Mas Field argumenta que as empresas que buscam uma abordagem ética podem ter dificuldades para estabelecer tais limites. "É muito difícil ser ético em apenas uma área restrita de questões globais", diz ele. "Se você está tocando o coração dos consumidores que estão preocupados com o mundo, é improvável que essas preocupações se limitem a apenas uma área... Não faz sentido dizer que a Ben & Jerry's é apenas sobre meio ambiente e sustentabilidade."

Enquanto isso, a marca e sua controladora permanecem em desacordo. A disputa ainda pode prejudicar a tentativa de recuperação da Unilever, argumenta Bruno Monteyne, analista da Bernstein, reduzindo sua capacidade de adquirir start-ups, uma importante fonte de novas ideias para empresas de bens de consumo. "A capacidade da Unilever de adquirir empresas criativas, alternativas, com visão de futuro e de ponta provavelmente é materialmente impactada por isso", diz Monteyne.

Enquanto isso, outras empresas que assistem à briga ficarão cautelosas ao permitir que suas subsidiárias tenham muita independência, acrescenta ele. Se as relações não melhorarem, a Unilever poderá vender a marca, ou mesmo toda a sua divisão de sorvetes, diz Monteyne, embora Jope tenha procurado esvaziar essas sugestões.

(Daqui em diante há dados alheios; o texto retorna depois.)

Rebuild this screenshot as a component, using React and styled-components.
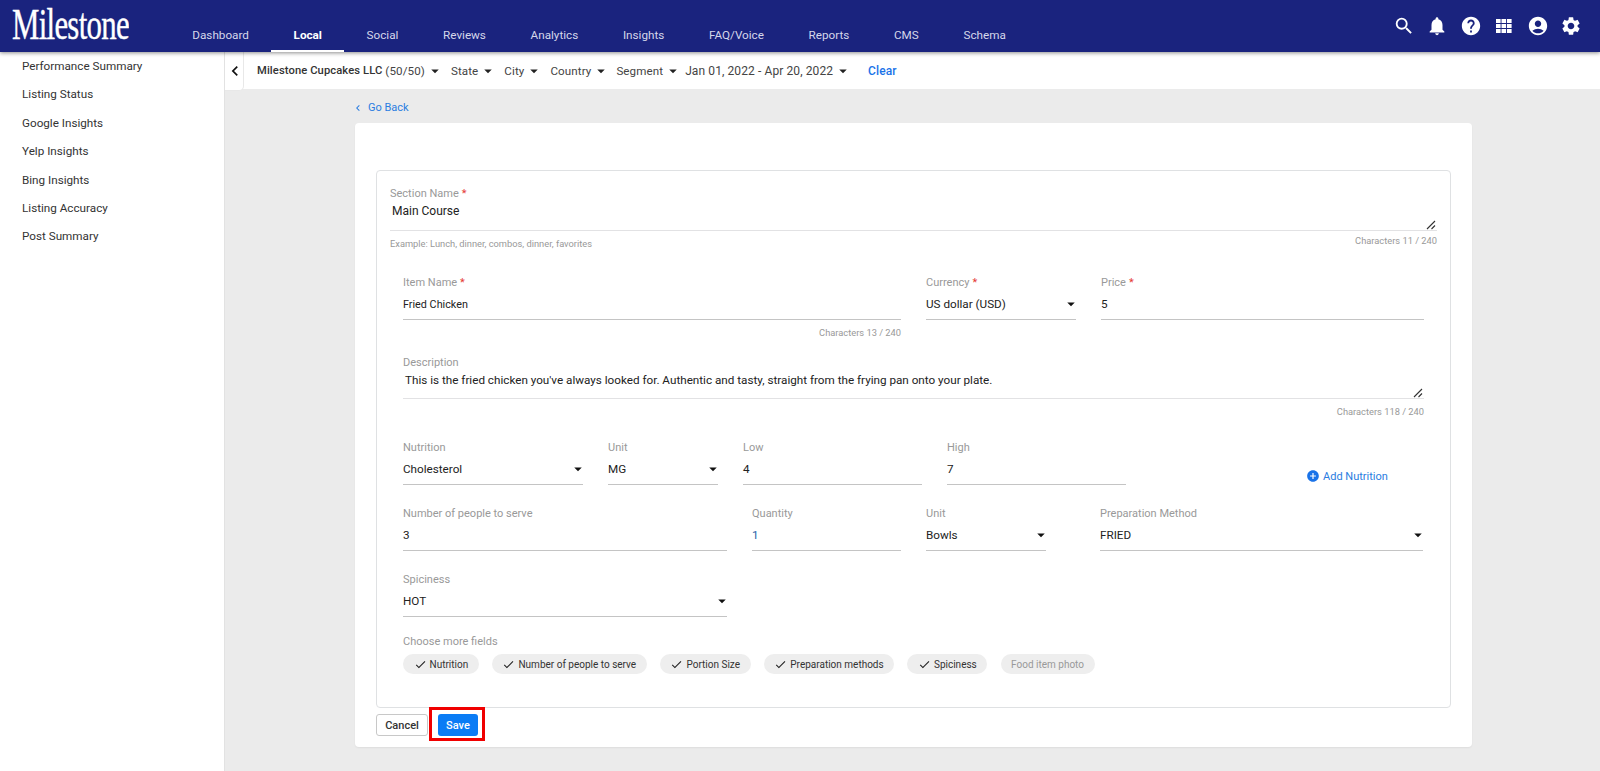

Field argumenta que a Unilever e a Ben & Jerry's precisam de "algum tipo de solução de compromisso, uma saída diplomática". Mas, no clima político atual, outras empresas não podem confiar que evitarão um destaque tão indesejado: "Qualquer marca que se defina como ética precisa estar à frente do jogo e descobrir como lidar com o próximo grande problema do mundo".